The Senate will get either its first Cuban American member, or another woman, when Floridians vote next Tuesday. Former housing Secretary Mel Martinez (search) and Democrat Betty Castor (search) are locked in as tight a race as President Bush and John Kerry (search).

The outcome will not only play a role in whether Republicans or Democrats will control a Senate now divided 51-49 in favor of the GOP. It could also go a long way toward diversifying the face of each party as well as the Senate itself.

"If Martinez wins it would show that the Republicans are able to make inroads among Hispanic voters in Florida and perhaps they can take that model and use it in other parts of the country," said Merle Black, a political science professor at Emory University in Atlanta.

Likewise, a Castor win would further tilt the Democratic party to women, Black said.

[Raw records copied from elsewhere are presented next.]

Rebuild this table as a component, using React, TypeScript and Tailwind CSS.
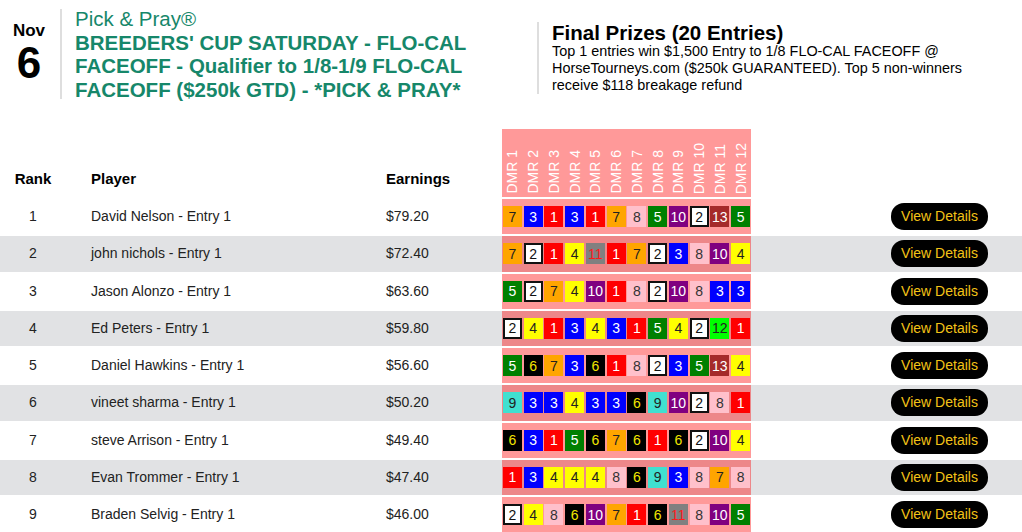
import React from "react";

const BADGE: Record<number, string> = {
  1: "bg-[#ff0000] text-white",
  2: "bg-white text-[#111] border-2 border-[#111]",
  3: "bg-[#0000ff] text-white",
  4: "bg-[#ffff00] text-[#222]",
  5: "bg-[#008000] text-white",
  6: "bg-black text-[#f2e600]",
  7: "bg-[#ffa500] text-[#222]",
  8: "bg-[#ffc0cb] text-[#333]",
  9: "bg-[#40e0d0] text-[#222]",
  10: "bg-[#800080] text-white",
  11: "bg-[#808080] text-[#ff1a1a]",
  12: "bg-[#00ff00] text-[#222]",
  13: "bg-[#a52a2a] text-white",
};

const rows = [
  { name: "David Nelson - Entry 1", earn: "$79.20", picks: [7, 3, 1, 3, 1, 7, 8, 5, 10, 2, 13, 5] },
  { name: "john nichols - Entry 1", earn: "$72.40", picks: [7, 2, 1, 4, 11, 1, 7, 2, 3, 8, 10, 4] },
  { name: "Jason Alonzo - Entry 1", earn: "$63.60", picks: [5, 2, 7, 4, 10, 1, 8, 2, 10, 8, 3, 3] },
  { name: "Ed Peters - Entry 1", earn: "$59.80", picks: [2, 4, 1, 3, 4, 3, 1, 5, 4, 2, 12, 1] },
  { name: "Daniel Hawkins - Entry 1", earn: "$56.60", picks: [5, 6, 7, 3, 6, 1, 8, 2, 3, 5, 13, 4] },
  { name: "vineet sharma - Entry 1", earn: "$50.20", picks: [9, 3, 3, 4, 3, 3, 6, 9, 10, 2, 8, 1] },
  { name: "steve Arrison - Entry 1", earn: "$49.40", picks: [6, 3, 1, 5, 6, 7, 6, 1, 6, 2, 10, 4] },
  { name: "Evan Trommer - Entry 1", earn: "$47.40", picks: [1, 3, 4, 4, 4, 8, 6, 9, 3, 8, 7, 8] },
  { name: "Braden Selvig - Entry 1", earn: "$46.00", picks: [2, 4, 8, 6, 10, 7, 1, 6, 11, 8, 10, 5] },
];

const races = Array.from({ length: 12 }, (_, i) => `DMR ${i + 1}`);

export default function App() {
  return (
    <div className="w-[1022px] h-[532px] overflow-hidden bg-white font-['Liberation_Sans',Arial,sans-serif] text-[#222]">
      {/* Header */}
      <div className="flex h-[129px]">
        <div className="flex w-[537px] self-start pt-[7px]">
          <div className="w-[62px] my-[2px] border-r-2 border-[#dedede] flex flex-col items-center pr-[2px]">
            <div className="mt-[12px] text-[17px] leading-[20px] font-bold text-black">Nov</div>
            <div className="text-[44px] leading-[44px] font-bold text-black">6</div>
          </div>
          <div className="pl-[13px] w-[450px] text-[#16876a] text-[20.5px]">
            <div className="leading-[23.5px]">Pick &amp; Pray®</div>
            <div className="leading-[23.5px] font-bold">
              BREEDERS' CUP SATURDAY - FLO-CAL FACEOFF - Qualifier to 1/8-1/9 FLO-CAL FACEOFF ($250k GTD) - *PICK &amp; PRAY*
            </div>
          </div>
        </div>
        <div className="mt-[22px] self-start border-l-2 border-[#dedede] pl-[13px] w-[450px]">
          <div className="text-[20.5px] leading-[21px] font-bold text-black">Final Prizes (20 Entries)</div>
          <div className="text-[14.4px] leading-[17px] text-black">
            Top 1 entries win $1,500 Entry to 1/8 FLO-CAL FACEOFF @ HorseTourneys.com ($250k GUARANTEED). Top 5 non-winners receive $118 breakage refund
          </div>
        </div>
      </div>

      {/* Table header */}
      <div className="flex h-[68px] items-end text-[15px] leading-[17px] font-bold text-black">
        <div className="w-[66px] text-center pb-[10px]">Rank</div>
        <div className="w-[310px] pl-[25px] pb-[10px]">Player</div>
        <div className="w-[126px] pl-[10px] pb-[10px]">Earnings</div>
        <div className="w-[249px] h-full bg-[rgba(255,0,0,0.4)] flex">
          {races.map((r) => (
            <div key={r} className="w-[20.75px] flex justify-center items-end pb-[3px]">
              <span className="[writing-mode:vertical-rl] rotate-180 text-[14px] leading-[16px] font-normal text-white whitespace-nowrap">
                {r}
              </span>
            </div>
          ))}
        </div>
      </div>

      {/* Rows */}
      {rows.map((row, i) => (
        <div
          key={i}
          className={`mt-[2px] flex items-center h-[35.25px] text-[14px] leading-[17px] ${i % 2 === 1 ? "bg-[#e1e2e4]" : "bg-white"}`}
        >
          <div className="w-[66px] text-center">{i + 1}</div>
          <div className="w-[310px] pl-[25px]">{row.name}</div>
          <div className="w-[126px] pl-[10px]">{row.earn}</div>
          <div className="w-[249px] self-stretch bg-[rgba(255,0,0,0.4)] flex items-center">
            {row.picks.map((p, j) => (
              <div key={j} className="w-[20.75px] flex justify-center">
                <div className={`w-[19px] h-[21px] flex items-center justify-center text-[14px] leading-none ${BADGE[p]}`}>
                  {p}
                </div>
              </div>
            ))}
          </div>
          <div className="pl-[140px]">
            <div className="w-[97px] h-[27px] rounded-[13px] bg-black text-[#f3c317] text-[14px] flex items-center justify-center">
              View Details
            </div>
          </div>
        </div>
      ))}
    </div>
  );
}
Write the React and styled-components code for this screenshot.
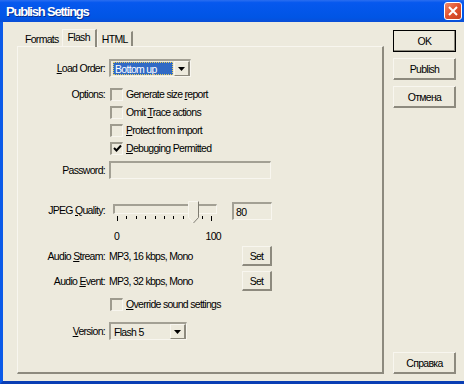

"White men are increasingly a smaller and smaller part of the Democratic Party nationally," he said. "We'll see more and more women and fewer men elected as Democrats in the next decade. If she is elected, this will accelerate that trend."

Most recent polls show the race a statistical dead heat. The differences between the candidates on issues, though, couldn't be more different.

Martinez favors capping medical malpractice lawsuit awards at $500,000 for non-economic damages; Castor opposes such a cap. Castor supports embryonic stem cell research; Martinez is opposed. Castor wants to preserve abortion rights; Martinez opposes abortion. Martinez said he would support letting younger workers privately invest their Social Security taxes; Castor said that would be too risky.

Over the final two weeks of the campaign, Martinez has tried to paint Castor as an anti-war candidate, seizing upon her comment that she wouldn't have voted for the war in Iraq "knowing what I know now."

"If Betty Castor had had her way, Saddam Hussein would still be butchering the people of Iraq and enslaving his own people and creating problems in the Middle East," Martinez said during a rally for President Bush.

Castor said Martinez is distorting her position. Now that the United States is in Iraq, she said, it must win the war. She proposes doubling special forces and expanding the standing military by two divisions.

Martinez resigned as the Housing and Urban Development secretary after the White House encouraged him to run for the Senate seat being vacated by Democrat Bob Graham, who is retiring. Castor, a former state education commissioner and president of the University of South Florida, cites that White House influence when she says Martinez will put the president's priorities above Floridians'.

"I'm not going to be a rubber stamp for any political party, for any president or anyone else," Castor said. "Clearly, I became a candidate because I wanted to, not because the party came to ask me to do that."

Martinez says he doesn't always agree with Bush, explaining for example that he supports a higher cap on medical malpractice lawsuit awards — Bush would limit non-economic damages to $250,000, half of Martinez's limit. In addition, Martinez said he would be more aggressive in allowing importation of U.S.-made prescription drugs. He also says he disagrees with Bush on clean air regulations and that he would restore money Bush cut from a public housing program.

"I'm an independent person," Martinez said. "I am going to vote against some things when I'm in Washington when it comes to the administration. I'm certain of it."

Castor, he says, is beholden to EMILY's List, a group that supports women candidates who back abortion rights. The group contributed more than $1.2 million to Castor's primary race and continues to help her in the general election.

"Her campaign has been taken over and run by a very extreme, left-wing feminist group," Martinez said. "I don't think you can run as a moderate, pretend you're going to be a moderate when you're supported by groups like that."

Castor said her opposition to so-called partial-birth abortions shows she can have opinions that differ from EMILY's List.

Much of the campaign has been dominated by an exchange over a former University of Central Florida professor accused of terrorist links.

Sami Al-Arian was under investigation by the FBI when Castor was the school's president. She placed him on paid administrative leave in 1996, but he was allowed to return two years later because no law enforcement action had been taken against him. He was indicted in 2003 on charges that he raised money for the Palestinian Islamic Jihad.

Castor began an ad war over Al-Arian that eventually dragged in President Bush and his brother, Florida Gov. Jeb Bush. She said she was the only person to take action to rid the university of terrorists. Martinez responded with an ad in which a federal investigator said she didn't do enough.

Castor then ran an ad showing Al-Arian and President Bush posing for a picture at a campaign event four years ago. Martinez countered with an ad in which Gov. Bush says Castor didn't act against suspected terrorists and instead tried "to shift blame with outrageous claims."